§ **Task**
Exclude the pictures and retype the entries as written.

Records from a dataset:
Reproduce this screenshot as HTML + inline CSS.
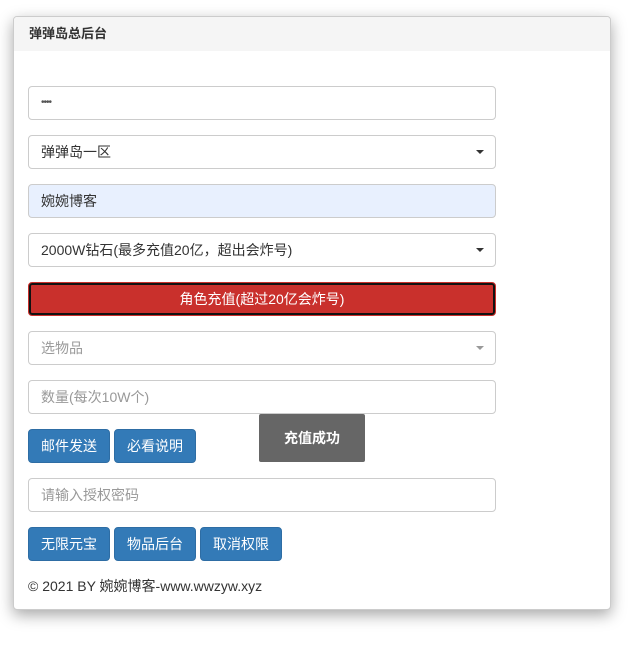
<!DOCTYPE html>
<html><head><meta charset="utf-8"><style>
body{margin:0;background:#fff;font-family:"Liberation Sans","Noto Sans CJK SC",sans-serif;font-size:14px;color:#333;}
.panel{position:absolute;left:13px;top:16px;width:596px;height:592px;border:1px solid #ccc;border-radius:4px;box-shadow:0 5px 15px rgba(0,0,0,.35);background:#fff;overflow:hidden}
.hd{height:34px;background:#f5f5f5;line-height:34px;padding-left:15px;font-weight:bold;font-size:13px;color:#333}
.f{position:absolute;left:28px;height:32px;border:1px solid #ccc;border-radius:4px;line-height:32px;padding-left:12px;box-sizing:content-box;width:454px}
.ph{color:#999}
.car{position:absolute;right:11px;top:14px;border-left:4px solid transparent;border-right:4px solid transparent;border-top:4px solid #333}
.btn{position:absolute;height:32px;width:80px;background:#337ab7;border:1px solid #2e6da4;border-radius:4px;color:#fff;text-align:center;line-height:32px}
</style></head><body>
<div class="panel"><div class="hd">弹弹岛总后台</div></div>
<div class="f" style="top:86px;font-size:10px;color:#555;letter-spacing:-1px">••••</div>
<div class="f" style="top:135px">弹弹岛一区<span class="car"></span></div>
<div class="f" style="top:184px;background:#e8f0fe">婉婉博客</div>
<div class="f" style="top:233px">2000W钻石(最多充值20亿，超出会炸号)<span class="car"></span></div>
<div style="position:absolute;left:28px;top:282px;width:466px;height:32px;border:1px solid #c9302c;border-radius:4px;background:#c9302c;box-shadow:inset 0 0 0 2px #111;color:#fff;text-align:center;line-height:32px">角色充值(超过20亿会炸号)</div>
<div class="f ph" style="top:331px">选物品<span class="car" style="border-top-color:#999"></span></div>
<div class="f ph" style="top:380px">数量(每次10W个)</div>
<div class="btn" style="left:28px;top:429px">邮件发送</div>
<div class="btn" style="left:114px;top:429px">必看说明</div>
<div style="position:absolute;left:259px;top:414px;width:106px;height:48px;background:#666;border-radius:2px;color:#fff;text-align:center;line-height:48px;font-weight:bold">充值成功</div>
<div class="f ph" style="top:478px">请输入授权密码</div>
<div class="btn" style="left:28px;top:527px">无限元宝</div>
<div class="btn" style="left:114px;top:527px">物品后台</div>
<div class="btn" style="left:200px;top:527px">取消权限</div>
<div style="position:absolute;left:28px;top:577px;line-height:18px">© 2021 BY 婉婉博客-www.wwzyw.xyz</div>
</body></html>
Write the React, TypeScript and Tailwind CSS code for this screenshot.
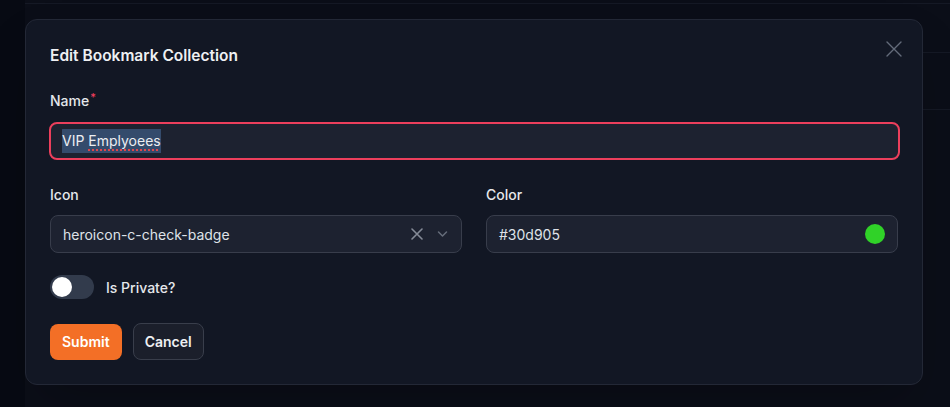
import React from "react";

export default function App() {
  const font = { fontFamily: "Inter, 'Noto Sans', sans-serif" };
  return (
    <div className="relative w-[950px] h-[407px] overflow-hidden bg-[#0b0e18]" style={font}>
      {/* background decorations */}
      <div className="absolute left-0 top-0 h-full w-[25px] bg-[#070a13]" />
      <div className="absolute left-[25px] right-0 top-[3px] h-px bg-[#151925]" />
      <div className="absolute left-[922px] right-0 top-[52px] h-px bg-[#151925]" />
      <div className="absolute left-[922px] right-0 top-[109px] h-px bg-[#151925]" />

      <div className="relative pl-[25px] pt-[19px]">
        <div className="relative w-[898px] h-[366px] rounded-xl border border-[#232836] bg-[#121724] px-[24px] pt-[24px] shadow-2xl">
          <button className="absolute right-[18px] top-[19px] text-[#636b7a]">
            <svg width="20" height="20" viewBox="0 0 20 20" fill="none" stroke="currentColor" strokeWidth="1.4" strokeLinecap="round">
              <path d="M3 3l14 14M17 3L3 17" />
            </svg>
          </button>
          <h2 className="text-[15.5px] leading-6 font-semibold text-[#eef0f3]">Edit Bookmark Collection</h2>

          <div className="mt-[23px]">
            <label className="block text-[14px] leading-5 font-medium text-[#e5e7eb]">
              Name<span className="relative -top-[5px] text-[#f43f5e] text-[11px] ml-[1px]">*</span>
            </label>
            <div className="mt-[10px] h-[38px] w-[851px] -ml-px rounded-lg border-2 border-[#ec3f5c] bg-[#1d2230] flex items-center px-[11px]">
              <span className="text-[14px] leading-6 text-[#eceef2] bg-[#344b6c]">
                VIP{" "}
                <span className="underline decoration-dotted decoration-[#e0464c] decoration-2 underline-offset-[3px]">Emplyoees</span>
              </span>
            </div>
          </div>

          <div className="mt-[25px] grid grid-cols-2 gap-[24px]">
            <div>
              <label className="block text-[14px] leading-5 font-medium text-[#e5e7eb]">Icon</label>
              <div className="mt-[10px] h-[38px] rounded-lg border border-[#383d4b] bg-[#1d2230] flex items-center pl-[12px] pr-[13px]">
                <span className="flex-1 text-[14px] text-[#dfe2e8]">heroicon-c-check-badge</span>
                <svg width="12" height="12" viewBox="0 0 12 12" fill="none" stroke="#858b97" strokeWidth="1.6" strokeLinecap="round">
                  <path d="M1 1l10 10M11 1L1 11" />
                </svg>
                <svg className="ml-[14px]" width="11" height="8" viewBox="0 0 11 8" fill="none" stroke="#666d7a" strokeWidth="1.5" strokeLinecap="round" strokeLinejoin="round">
                  <path d="M1.5 2l4 4 4-4" />
                </svg>
              </div>
            </div>
            <div>
              <label className="block text-[14px] leading-5 font-medium text-[#e5e7eb]">Color</label>
              <div className="mt-[10px] h-[38px] rounded-lg border border-[#383d4b] bg-[#1d2230] flex items-center pl-[12px] pr-[12px]">
                <span className="flex-1 text-[14px] text-[#dfe2e8]">#30d905</span>
                <span className="h-[20px] w-[20px] rounded-full bg-[#30d228]" />
              </div>
            </div>
          </div>

          <div className="mt-[22px] flex items-center gap-[12px]">
            <div className="relative h-[24px] w-[44px] rounded-full bg-[#323b4c]">
              <div className="absolute left-[2px] top-[2px] h-[20px] w-[20px] rounded-full bg-white" />
            </div>
            <span className="text-[14px] font-medium text-[#e5e7eb]">Is Private?</span>
          </div>

          <div className="mt-[24px] flex items-center gap-[11px]">
            <button className="h-[36px] px-[12px] rounded-lg bg-[#f36f26] text-[14px] font-semibold text-white">Submit</button>
            <button className="h-[37px] px-[11px] rounded-lg border border-[#393e4b] bg-[#1b1f2b] text-[14px] font-semibold text-[#eef0f3]">Cancel</button>
          </div>
        </div>
      </div>
    </div>
  );
}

§ **Completed exercise**
Reproduce this screenshot as HTML + inline CSS.
<!DOCTYPE html>
<html><head><meta charset="utf-8"><style>
body{margin:0;background:#fff;font-family:"Liberation Sans","Noto Sans CJK SC",sans-serif;font-size:14px;color:#333;}
.panel{position:absolute;left:13px;top:16px;width:596px;height:592px;border:1px solid #ccc;border-radius:4px;box-shadow:0 5px 15px rgba(0,0,0,.35);background:#fff;overflow:hidden}
.hd{height:34px;background:#f5f5f5;line-height:34px;padding-left:15px;font-weight:bold;font-size:13px;color:#333}
.f{position:absolute;left:28px;height:32px;border:1px solid #ccc;border-radius:4px;line-height:32px;padding-left:12px;box-sizing:content-box;width:454px}
.ph{color:#999}
.car{position:absolute;right:11px;top:14px;border-left:4px solid transparent;border-right:4px solid transparent;border-top:4px solid #333}
.btn{position:absolute;height:32px;width:80px;background:#337ab7;border:1px solid #2e6da4;border-radius:4px;color:#fff;text-align:center;line-height:32px}
</style></head><body>
<div class="panel"><div class="hd">弹弹岛总后台</div></div>
<div class="f" style="top:86px;font-size:10px;color:#555;letter-spacing:-1px">••••</div>
<div class="f" style="top:135px">弹弹岛一区<span class="car"></span></div>
<div class="f" style="top:184px;background:#e8f0fe">婉婉博客</div>
<div class="f" style="top:233px">2000W钻石(最多充值20亿，超出会炸号)<span class="car"></span></div>
<div style="position:absolute;left:28px;top:282px;width:466px;height:32px;border:1px solid #c9302c;border-radius:4px;background:#c9302c;box-shadow:inset 0 0 0 2px #111;color:#fff;text-align:center;line-height:32px">角色充值(超过20亿会炸号)</div>
<div class="f ph" style="top:331px">选物品<span class="car" style="border-top-color:#999"></span></div>
<div class="f ph" style="top:380px">数量(每次10W个)</div>
<div class="btn" style="left:28px;top:429px">邮件发送</div>
<div class="btn" style="left:114px;top:429px">必看说明</div>
<div style="position:absolute;left:259px;top:414px;width:106px;height:48px;background:#666;border-radius:2px;color:#fff;text-align:center;line-height:48px;font-weight:bold">充值成功</div>
<div class="f ph" style="top:478px">请输入授权密码</div>
<div class="btn" style="left:28px;top:527px">无限元宝</div>
<div class="btn" style="left:114px;top:527px">物品后台</div>
<div class="btn" style="left:200px;top:527px">取消权限</div>
<div style="position:absolute;left:28px;top:577px;line-height:18px">© 2021 BY 婉婉博客-www.wwzyw.xyz</div>
</body></html>
Write the React, TypeScript and Tailwind CSS code for this screenshot.
import React from "react";

export default function App() {
  const font = { fontFamily: "Inter, 'Noto Sans', sans-serif" };
  return (
    <div className="relative w-[950px] h-[407px] overflow-hidden bg-[#0b0e18]" style={font}>
      {/* background decorations */}
      <div className="absolute left-0 top-0 h-full w-[25px] bg-[#070a13]" />
      <div className="absolute left-[25px] right-0 top-[3px] h-px bg-[#151925]" />
      <div className="absolute left-[922px] right-0 top-[52px] h-px bg-[#151925]" />
      <div className="absolute left-[922px] right-0 top-[109px] h-px bg-[#151925]" />

      <div className="relative pl-[25px] pt-[19px]">
        <div className="relative w-[898px] h-[366px] rounded-xl border border-[#232836] bg-[#121724] px-[24px] pt-[24px] shadow-2xl">
          <button className="absolute right-[18px] top-[19px] text-[#636b7a]">
            <svg width="20" height="20" viewBox="0 0 20 20" fill="none" stroke="currentColor" strokeWidth="1.4" strokeLinecap="round">
              <path d="M3 3l14 14M17 3L3 17" />
            </svg>
          </button>
          <h2 className="text-[15.5px] leading-6 font-semibold text-[#eef0f3]">Edit Bookmark Collection</h2>

          <div className="mt-[23px]">
            <label className="block text-[14px] leading-5 font-medium text-[#e5e7eb]">
              Name<span className="relative -top-[5px] text-[#f43f5e] text-[11px] ml-[1px]">*</span>
            </label>
            <div className="mt-[10px] h-[38px] w-[851px] -ml-px rounded-lg border-2 border-[#ec3f5c] bg-[#1d2230] flex items-center px-[11px]">
              <span className="text-[14px] leading-6 text-[#eceef2] bg-[#344b6c]">
                VIP{" "}
                <span className="underline decoration-dotted decoration-[#e0464c] decoration-2 underline-offset-[3px]">Emplyoees</span>
              </span>
            </div>
          </div>

          <div className="mt-[25px] grid grid-cols-2 gap-[24px]">
            <div>
              <label className="block text-[14px] leading-5 font-medium text-[#e5e7eb]">Icon</label>
              <div className="mt-[10px] h-[38px] rounded-lg border border-[#383d4b] bg-[#1d2230] flex items-center pl-[12px] pr-[13px]">
                <span className="flex-1 text-[14px] text-[#dfe2e8]">heroicon-c-check-badge</span>
                <svg width="12" height="12" viewBox="0 0 12 12" fill="none" stroke="#858b97" strokeWidth="1.6" strokeLinecap="round">
                  <path d="M1 1l10 10M11 1L1 11" />
                </svg>
                <svg className="ml-[14px]" width="11" height="8" viewBox="0 0 11 8" fill="none" stroke="#666d7a" strokeWidth="1.5" strokeLinecap="round" strokeLinejoin="round">
                  <path d="M1.5 2l4 4 4-4" />
                </svg>
              </div>
            </div>
            <div>
              <label className="block text-[14px] leading-5 font-medium text-[#e5e7eb]">Color</label>
              <div className="mt-[10px] h-[38px] rounded-lg border border-[#383d4b] bg-[#1d2230] flex items-center pl-[12px] pr-[12px]">
                <span className="flex-1 text-[14px] text-[#dfe2e8]">#30d905</span>
                <span className="h-[20px] w-[20px] rounded-full bg-[#30d228]" />
              </div>
            </div>
          </div>

          <div className="mt-[22px] flex items-center gap-[12px]">
            <div className="relative h-[24px] w-[44px] rounded-full bg-[#323b4c]">
              <div className="absolute left-[2px] top-[2px] h-[20px] w-[20px] rounded-full bg-white" />
            </div>
            <span className="text-[14px] font-medium text-[#e5e7eb]">Is Private?</span>
          </div>

          <div className="mt-[24px] flex items-center gap-[11px]">
            <button className="h-[36px] px-[12px] rounded-lg bg-[#f36f26] text-[14px] font-semibold text-white">Submit</button>
            <button className="h-[37px] px-[11px] rounded-lg border border-[#393e4b] bg-[#1b1f2b] text-[14px] font-semibold text-[#eef0f3]">Cancel</button>
          </div>
        </div>
      </div>
    </div>
  );
}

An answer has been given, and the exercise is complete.